Given records:

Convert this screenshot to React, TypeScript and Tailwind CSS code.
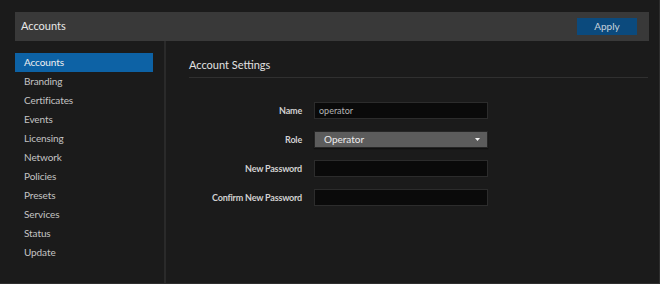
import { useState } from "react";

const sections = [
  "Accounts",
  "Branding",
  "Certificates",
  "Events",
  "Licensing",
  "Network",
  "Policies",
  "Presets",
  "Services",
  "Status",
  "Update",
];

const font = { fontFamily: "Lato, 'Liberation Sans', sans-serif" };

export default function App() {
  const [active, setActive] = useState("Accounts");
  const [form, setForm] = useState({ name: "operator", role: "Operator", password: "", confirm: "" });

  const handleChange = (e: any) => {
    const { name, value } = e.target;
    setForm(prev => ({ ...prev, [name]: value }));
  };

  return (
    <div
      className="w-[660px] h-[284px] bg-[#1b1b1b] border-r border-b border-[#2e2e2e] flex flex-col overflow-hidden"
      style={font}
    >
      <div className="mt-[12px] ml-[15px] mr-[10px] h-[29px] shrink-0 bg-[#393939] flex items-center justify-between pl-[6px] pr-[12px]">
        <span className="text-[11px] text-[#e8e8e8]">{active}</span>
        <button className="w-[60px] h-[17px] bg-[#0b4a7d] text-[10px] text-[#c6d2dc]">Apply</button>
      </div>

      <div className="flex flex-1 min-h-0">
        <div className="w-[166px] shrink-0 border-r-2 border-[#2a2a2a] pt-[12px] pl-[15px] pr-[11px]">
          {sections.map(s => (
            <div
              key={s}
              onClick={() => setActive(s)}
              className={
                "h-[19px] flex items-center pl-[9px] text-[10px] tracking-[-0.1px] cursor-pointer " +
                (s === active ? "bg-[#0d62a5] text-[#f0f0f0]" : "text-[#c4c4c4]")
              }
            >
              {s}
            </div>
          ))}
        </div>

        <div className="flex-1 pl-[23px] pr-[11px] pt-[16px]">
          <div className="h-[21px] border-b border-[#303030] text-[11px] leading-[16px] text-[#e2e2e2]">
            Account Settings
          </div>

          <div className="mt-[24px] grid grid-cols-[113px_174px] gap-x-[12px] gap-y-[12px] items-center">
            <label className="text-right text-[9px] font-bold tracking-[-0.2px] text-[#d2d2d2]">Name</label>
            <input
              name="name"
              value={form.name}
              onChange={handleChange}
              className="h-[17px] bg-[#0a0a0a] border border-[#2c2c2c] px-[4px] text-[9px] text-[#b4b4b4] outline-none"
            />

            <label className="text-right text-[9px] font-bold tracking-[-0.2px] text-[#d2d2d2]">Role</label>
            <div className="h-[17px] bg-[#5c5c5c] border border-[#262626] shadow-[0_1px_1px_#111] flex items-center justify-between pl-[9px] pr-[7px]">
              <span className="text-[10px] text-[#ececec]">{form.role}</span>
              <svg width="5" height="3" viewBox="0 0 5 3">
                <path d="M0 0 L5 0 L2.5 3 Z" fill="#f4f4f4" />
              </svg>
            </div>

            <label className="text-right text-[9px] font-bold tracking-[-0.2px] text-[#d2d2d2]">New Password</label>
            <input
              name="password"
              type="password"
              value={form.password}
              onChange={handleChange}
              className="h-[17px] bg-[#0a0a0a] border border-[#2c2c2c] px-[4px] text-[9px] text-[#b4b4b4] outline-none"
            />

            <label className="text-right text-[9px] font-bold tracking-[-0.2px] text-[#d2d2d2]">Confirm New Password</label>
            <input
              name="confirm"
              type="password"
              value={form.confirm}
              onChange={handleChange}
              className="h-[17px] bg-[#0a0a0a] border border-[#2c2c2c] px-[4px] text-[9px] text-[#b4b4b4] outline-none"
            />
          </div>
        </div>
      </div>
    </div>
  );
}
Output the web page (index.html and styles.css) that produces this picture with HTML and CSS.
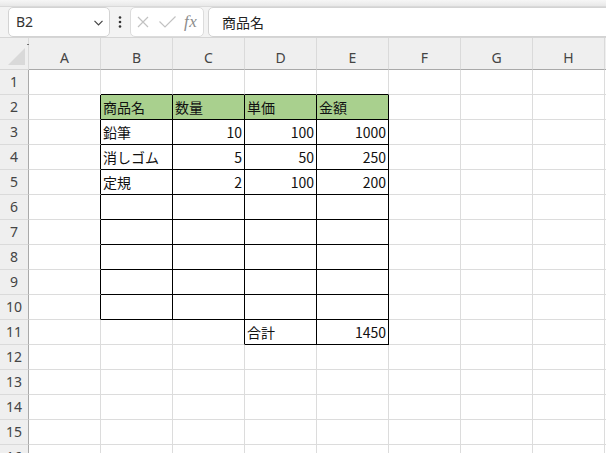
...
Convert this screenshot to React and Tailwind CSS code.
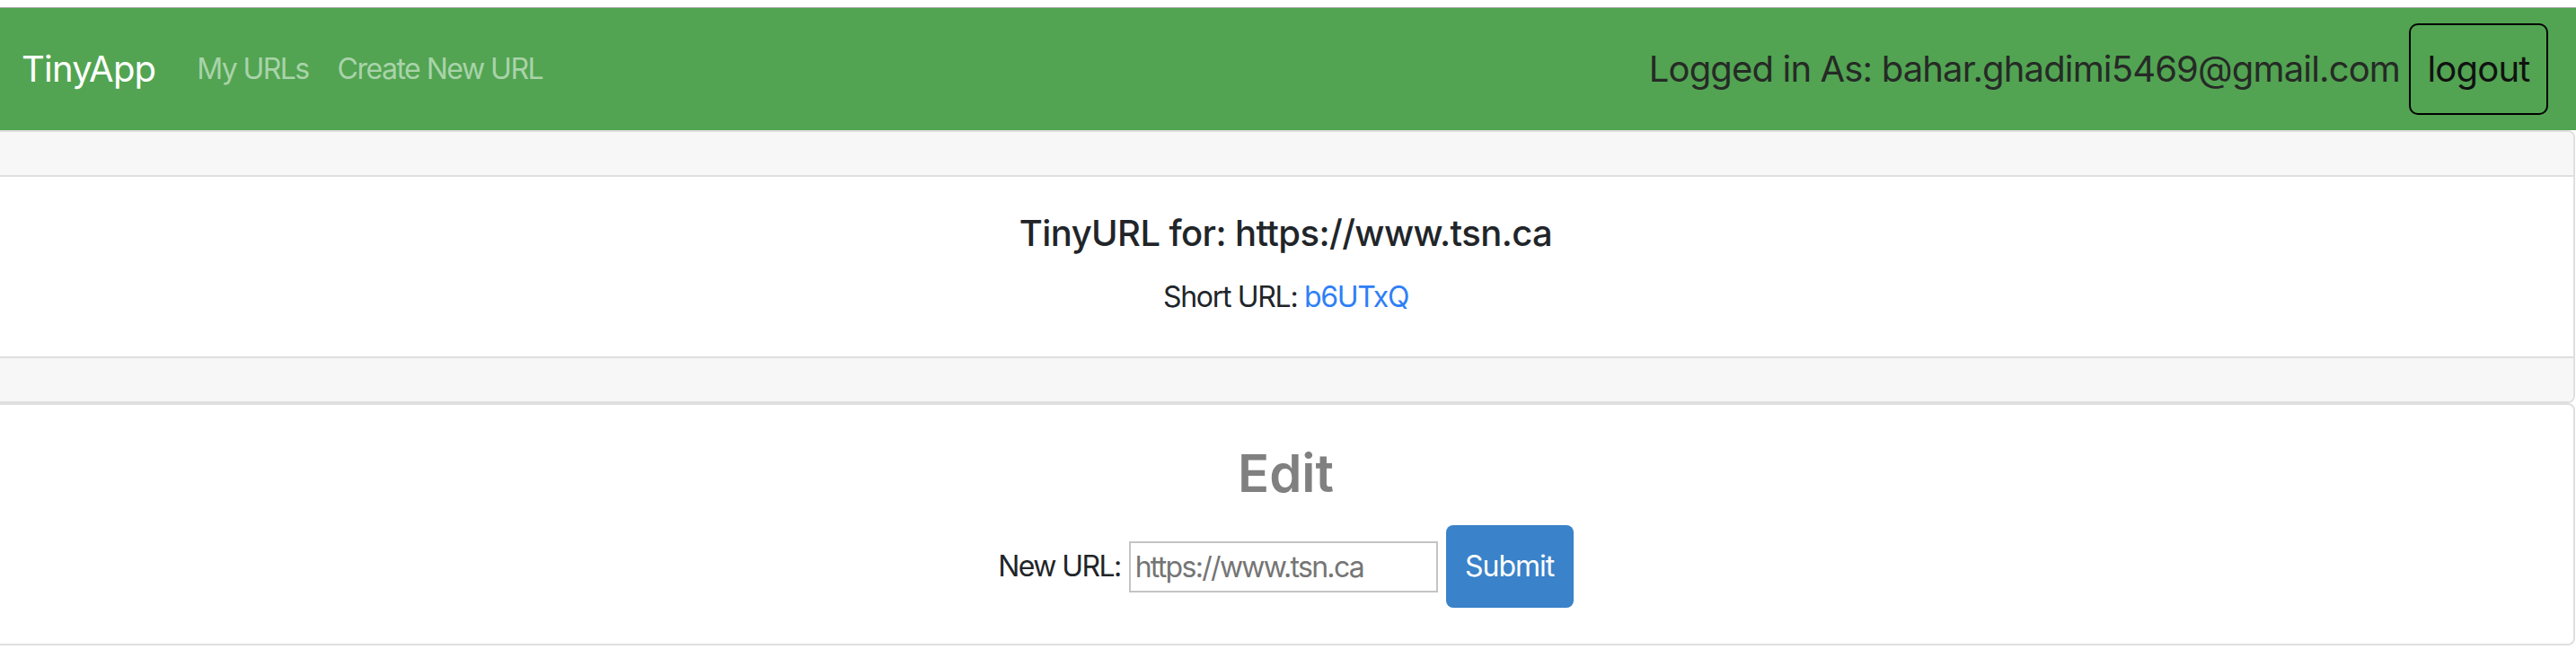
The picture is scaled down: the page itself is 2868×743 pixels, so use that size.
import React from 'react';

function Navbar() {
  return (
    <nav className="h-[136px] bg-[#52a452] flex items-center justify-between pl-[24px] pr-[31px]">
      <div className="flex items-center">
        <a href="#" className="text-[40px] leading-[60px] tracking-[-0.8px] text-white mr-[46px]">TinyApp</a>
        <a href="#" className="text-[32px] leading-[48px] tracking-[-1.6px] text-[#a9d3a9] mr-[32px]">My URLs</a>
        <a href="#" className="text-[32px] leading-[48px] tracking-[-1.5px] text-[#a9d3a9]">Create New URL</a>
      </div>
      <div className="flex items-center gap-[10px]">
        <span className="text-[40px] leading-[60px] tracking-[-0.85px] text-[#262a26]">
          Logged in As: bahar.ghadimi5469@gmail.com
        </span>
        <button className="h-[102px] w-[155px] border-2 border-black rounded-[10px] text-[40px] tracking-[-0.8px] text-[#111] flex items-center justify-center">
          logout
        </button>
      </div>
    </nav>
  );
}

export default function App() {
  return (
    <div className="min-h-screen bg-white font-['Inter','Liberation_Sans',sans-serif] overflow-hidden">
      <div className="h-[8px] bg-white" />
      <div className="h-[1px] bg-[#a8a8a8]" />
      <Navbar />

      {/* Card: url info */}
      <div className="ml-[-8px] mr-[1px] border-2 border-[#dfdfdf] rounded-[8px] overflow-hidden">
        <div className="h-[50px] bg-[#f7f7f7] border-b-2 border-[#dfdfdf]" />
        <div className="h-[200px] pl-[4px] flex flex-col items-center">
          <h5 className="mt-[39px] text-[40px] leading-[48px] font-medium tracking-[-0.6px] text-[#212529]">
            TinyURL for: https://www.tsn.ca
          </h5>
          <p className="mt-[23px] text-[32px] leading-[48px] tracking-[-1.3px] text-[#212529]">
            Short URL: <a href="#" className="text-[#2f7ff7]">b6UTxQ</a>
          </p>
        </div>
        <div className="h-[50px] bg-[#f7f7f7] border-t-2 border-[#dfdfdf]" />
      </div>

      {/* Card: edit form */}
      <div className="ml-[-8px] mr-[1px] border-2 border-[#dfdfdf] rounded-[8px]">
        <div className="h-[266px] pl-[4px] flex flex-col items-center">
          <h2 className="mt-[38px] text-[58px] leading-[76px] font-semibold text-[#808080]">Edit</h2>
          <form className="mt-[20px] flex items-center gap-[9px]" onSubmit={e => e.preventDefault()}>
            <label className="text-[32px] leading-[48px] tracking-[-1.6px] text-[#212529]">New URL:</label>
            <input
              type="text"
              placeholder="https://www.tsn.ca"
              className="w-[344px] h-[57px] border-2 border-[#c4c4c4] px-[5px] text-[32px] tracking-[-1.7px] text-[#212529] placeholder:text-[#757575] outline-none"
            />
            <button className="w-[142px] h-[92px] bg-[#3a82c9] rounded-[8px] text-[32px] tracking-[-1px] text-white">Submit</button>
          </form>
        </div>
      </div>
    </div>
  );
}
==
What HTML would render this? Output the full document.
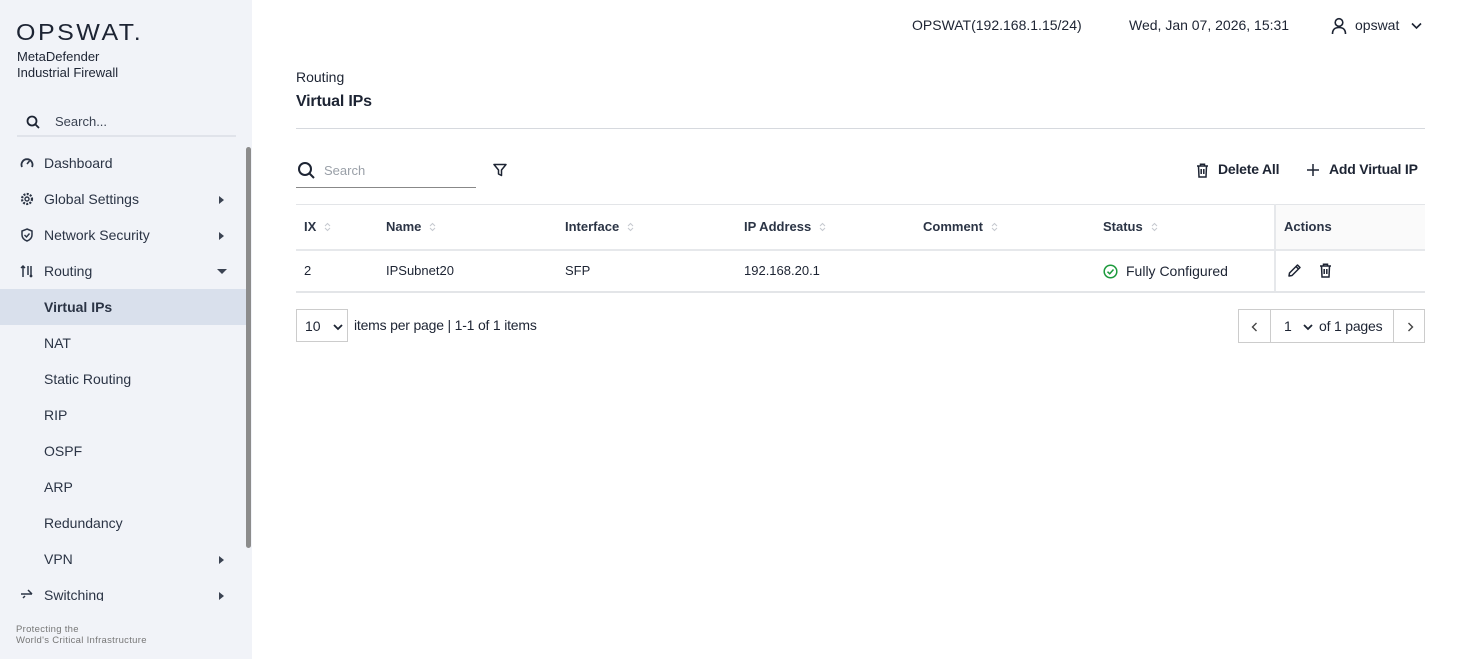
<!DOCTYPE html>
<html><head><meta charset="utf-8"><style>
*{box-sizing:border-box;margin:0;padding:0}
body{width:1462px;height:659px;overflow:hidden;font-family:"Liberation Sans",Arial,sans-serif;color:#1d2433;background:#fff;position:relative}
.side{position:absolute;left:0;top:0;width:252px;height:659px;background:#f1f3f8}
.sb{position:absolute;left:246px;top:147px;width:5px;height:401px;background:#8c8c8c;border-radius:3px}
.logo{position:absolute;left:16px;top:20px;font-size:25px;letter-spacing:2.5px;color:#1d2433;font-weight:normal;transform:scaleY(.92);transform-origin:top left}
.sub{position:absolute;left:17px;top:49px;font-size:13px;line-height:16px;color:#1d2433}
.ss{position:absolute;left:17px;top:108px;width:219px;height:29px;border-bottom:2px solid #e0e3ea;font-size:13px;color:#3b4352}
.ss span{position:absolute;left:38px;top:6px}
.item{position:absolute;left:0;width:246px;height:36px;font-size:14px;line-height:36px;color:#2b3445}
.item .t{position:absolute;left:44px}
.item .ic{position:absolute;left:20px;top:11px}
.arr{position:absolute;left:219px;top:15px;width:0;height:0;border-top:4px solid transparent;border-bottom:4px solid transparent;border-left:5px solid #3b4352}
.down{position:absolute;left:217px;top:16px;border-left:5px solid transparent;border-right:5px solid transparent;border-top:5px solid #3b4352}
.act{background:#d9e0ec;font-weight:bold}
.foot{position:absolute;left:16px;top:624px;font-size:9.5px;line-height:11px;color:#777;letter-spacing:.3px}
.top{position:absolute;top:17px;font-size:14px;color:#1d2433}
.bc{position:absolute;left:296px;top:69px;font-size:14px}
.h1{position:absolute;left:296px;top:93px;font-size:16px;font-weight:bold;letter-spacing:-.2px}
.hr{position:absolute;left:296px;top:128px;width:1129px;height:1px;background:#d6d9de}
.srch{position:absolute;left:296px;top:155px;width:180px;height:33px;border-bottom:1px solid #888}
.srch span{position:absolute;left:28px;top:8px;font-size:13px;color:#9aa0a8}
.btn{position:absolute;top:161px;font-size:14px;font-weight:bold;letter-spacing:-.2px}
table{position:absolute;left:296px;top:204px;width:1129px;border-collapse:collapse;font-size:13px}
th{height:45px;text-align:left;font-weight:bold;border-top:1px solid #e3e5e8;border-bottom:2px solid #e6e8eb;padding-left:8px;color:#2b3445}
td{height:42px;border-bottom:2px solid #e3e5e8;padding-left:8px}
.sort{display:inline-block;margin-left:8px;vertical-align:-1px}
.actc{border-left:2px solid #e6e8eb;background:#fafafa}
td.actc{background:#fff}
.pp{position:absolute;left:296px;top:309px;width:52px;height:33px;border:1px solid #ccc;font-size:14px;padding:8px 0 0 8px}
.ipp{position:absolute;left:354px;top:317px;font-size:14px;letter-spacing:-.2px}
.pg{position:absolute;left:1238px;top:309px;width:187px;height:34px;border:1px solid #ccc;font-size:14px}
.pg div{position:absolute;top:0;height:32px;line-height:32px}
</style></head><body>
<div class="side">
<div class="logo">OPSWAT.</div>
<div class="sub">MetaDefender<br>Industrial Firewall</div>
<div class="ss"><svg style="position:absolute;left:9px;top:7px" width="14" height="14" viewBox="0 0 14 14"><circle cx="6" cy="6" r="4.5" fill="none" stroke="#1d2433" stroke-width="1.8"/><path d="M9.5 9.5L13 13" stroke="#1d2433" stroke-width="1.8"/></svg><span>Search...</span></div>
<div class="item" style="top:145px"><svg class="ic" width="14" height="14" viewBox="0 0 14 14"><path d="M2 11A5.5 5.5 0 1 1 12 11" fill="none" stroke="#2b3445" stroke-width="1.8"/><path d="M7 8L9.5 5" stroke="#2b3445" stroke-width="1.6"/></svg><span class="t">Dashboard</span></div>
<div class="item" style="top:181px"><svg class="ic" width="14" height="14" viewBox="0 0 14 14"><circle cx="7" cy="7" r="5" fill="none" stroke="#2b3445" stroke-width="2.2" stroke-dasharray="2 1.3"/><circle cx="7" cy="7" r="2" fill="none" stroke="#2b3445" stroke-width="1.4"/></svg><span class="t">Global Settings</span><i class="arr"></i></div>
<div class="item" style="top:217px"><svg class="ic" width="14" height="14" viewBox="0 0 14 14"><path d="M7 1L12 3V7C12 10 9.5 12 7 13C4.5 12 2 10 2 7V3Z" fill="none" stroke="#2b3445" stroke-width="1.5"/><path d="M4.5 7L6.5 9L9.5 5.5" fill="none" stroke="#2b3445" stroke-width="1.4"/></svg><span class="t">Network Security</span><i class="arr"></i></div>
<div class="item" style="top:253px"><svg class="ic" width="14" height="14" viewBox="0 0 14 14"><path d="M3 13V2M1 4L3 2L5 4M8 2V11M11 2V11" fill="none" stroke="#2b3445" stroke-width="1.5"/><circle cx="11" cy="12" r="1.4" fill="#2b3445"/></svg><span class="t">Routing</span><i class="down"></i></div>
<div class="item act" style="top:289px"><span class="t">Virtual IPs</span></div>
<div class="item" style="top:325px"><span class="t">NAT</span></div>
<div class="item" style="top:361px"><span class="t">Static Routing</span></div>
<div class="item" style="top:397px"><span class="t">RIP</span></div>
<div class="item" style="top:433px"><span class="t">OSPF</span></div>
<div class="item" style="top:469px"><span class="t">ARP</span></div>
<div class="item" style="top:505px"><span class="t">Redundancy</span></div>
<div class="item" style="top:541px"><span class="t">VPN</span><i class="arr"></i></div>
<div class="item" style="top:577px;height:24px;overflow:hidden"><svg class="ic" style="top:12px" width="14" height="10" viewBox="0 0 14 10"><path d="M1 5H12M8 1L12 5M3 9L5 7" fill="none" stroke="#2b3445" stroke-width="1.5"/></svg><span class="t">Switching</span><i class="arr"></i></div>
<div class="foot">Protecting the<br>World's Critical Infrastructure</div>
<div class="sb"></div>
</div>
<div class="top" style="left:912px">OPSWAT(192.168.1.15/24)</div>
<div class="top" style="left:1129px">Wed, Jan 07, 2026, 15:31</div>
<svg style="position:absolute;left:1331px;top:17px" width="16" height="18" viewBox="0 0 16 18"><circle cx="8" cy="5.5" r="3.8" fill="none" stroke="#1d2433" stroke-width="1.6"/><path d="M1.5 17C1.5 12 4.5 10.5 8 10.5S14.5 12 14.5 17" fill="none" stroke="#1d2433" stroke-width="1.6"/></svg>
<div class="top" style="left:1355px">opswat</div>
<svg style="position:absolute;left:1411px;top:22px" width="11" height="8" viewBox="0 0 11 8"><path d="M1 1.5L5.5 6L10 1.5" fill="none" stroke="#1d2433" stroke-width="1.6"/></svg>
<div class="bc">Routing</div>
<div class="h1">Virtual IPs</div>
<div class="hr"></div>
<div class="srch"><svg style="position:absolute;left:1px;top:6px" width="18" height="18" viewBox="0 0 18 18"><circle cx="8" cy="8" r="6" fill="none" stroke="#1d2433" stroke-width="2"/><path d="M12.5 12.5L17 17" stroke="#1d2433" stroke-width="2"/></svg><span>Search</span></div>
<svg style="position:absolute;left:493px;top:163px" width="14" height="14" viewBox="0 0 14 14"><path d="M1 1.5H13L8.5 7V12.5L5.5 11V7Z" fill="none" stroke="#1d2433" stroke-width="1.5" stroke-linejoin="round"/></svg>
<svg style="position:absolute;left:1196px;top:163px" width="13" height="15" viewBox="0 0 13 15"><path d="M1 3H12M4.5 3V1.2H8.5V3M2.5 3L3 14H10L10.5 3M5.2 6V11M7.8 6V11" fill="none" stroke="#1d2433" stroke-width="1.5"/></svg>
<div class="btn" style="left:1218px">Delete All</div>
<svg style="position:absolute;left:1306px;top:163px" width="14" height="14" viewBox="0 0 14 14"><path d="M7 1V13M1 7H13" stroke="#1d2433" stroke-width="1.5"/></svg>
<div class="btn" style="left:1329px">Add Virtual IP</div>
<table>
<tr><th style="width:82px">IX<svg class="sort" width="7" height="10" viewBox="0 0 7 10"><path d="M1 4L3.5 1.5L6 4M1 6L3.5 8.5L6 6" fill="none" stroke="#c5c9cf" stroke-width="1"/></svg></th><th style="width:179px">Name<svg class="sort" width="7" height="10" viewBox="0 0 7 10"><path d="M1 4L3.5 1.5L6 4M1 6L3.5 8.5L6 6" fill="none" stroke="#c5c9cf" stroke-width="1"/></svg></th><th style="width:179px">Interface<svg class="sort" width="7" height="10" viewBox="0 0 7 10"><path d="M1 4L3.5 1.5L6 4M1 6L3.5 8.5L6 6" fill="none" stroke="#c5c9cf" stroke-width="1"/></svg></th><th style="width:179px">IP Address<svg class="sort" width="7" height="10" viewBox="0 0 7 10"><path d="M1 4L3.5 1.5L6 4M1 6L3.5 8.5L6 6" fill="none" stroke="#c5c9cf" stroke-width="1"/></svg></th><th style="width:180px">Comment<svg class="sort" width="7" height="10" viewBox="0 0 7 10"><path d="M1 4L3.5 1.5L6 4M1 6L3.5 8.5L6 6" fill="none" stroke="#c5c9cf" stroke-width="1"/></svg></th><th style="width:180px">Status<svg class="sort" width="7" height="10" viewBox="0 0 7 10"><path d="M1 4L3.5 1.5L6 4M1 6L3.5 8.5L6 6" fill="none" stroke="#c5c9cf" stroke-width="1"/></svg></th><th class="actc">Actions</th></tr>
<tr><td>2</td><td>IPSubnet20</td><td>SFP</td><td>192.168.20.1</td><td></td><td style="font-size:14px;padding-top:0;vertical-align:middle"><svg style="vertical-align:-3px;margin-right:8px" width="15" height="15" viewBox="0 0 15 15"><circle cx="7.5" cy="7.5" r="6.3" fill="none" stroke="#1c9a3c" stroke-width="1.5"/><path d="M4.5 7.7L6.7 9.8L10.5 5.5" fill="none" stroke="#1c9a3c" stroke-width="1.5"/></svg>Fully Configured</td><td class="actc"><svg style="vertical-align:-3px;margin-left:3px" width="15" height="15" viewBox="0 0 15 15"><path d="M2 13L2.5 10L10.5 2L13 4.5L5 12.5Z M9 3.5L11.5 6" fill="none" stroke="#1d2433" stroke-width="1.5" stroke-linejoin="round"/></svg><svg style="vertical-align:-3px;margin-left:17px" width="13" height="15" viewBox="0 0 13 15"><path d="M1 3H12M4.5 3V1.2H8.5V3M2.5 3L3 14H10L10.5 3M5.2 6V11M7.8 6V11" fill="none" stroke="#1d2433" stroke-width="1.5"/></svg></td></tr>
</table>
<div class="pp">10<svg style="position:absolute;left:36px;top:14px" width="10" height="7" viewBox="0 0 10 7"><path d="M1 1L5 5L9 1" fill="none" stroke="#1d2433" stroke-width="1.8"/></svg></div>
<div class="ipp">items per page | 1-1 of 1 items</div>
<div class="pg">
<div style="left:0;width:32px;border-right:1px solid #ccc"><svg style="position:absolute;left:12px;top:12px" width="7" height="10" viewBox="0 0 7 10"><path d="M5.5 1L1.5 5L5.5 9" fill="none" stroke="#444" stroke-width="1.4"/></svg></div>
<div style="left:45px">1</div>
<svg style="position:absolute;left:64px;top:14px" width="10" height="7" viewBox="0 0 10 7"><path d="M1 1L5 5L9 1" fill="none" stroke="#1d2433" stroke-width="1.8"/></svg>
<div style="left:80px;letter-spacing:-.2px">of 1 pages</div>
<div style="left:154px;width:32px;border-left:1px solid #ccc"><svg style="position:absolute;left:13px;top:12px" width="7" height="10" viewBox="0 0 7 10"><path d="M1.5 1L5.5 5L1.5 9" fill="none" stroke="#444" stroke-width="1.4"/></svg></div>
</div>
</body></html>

Problem to work on: Return all lines containing "Output".

Finished task:
Output the web page (index.html and styles.css) that produces this picture with HTML and CSS.
What HTML would render this? Output the full document.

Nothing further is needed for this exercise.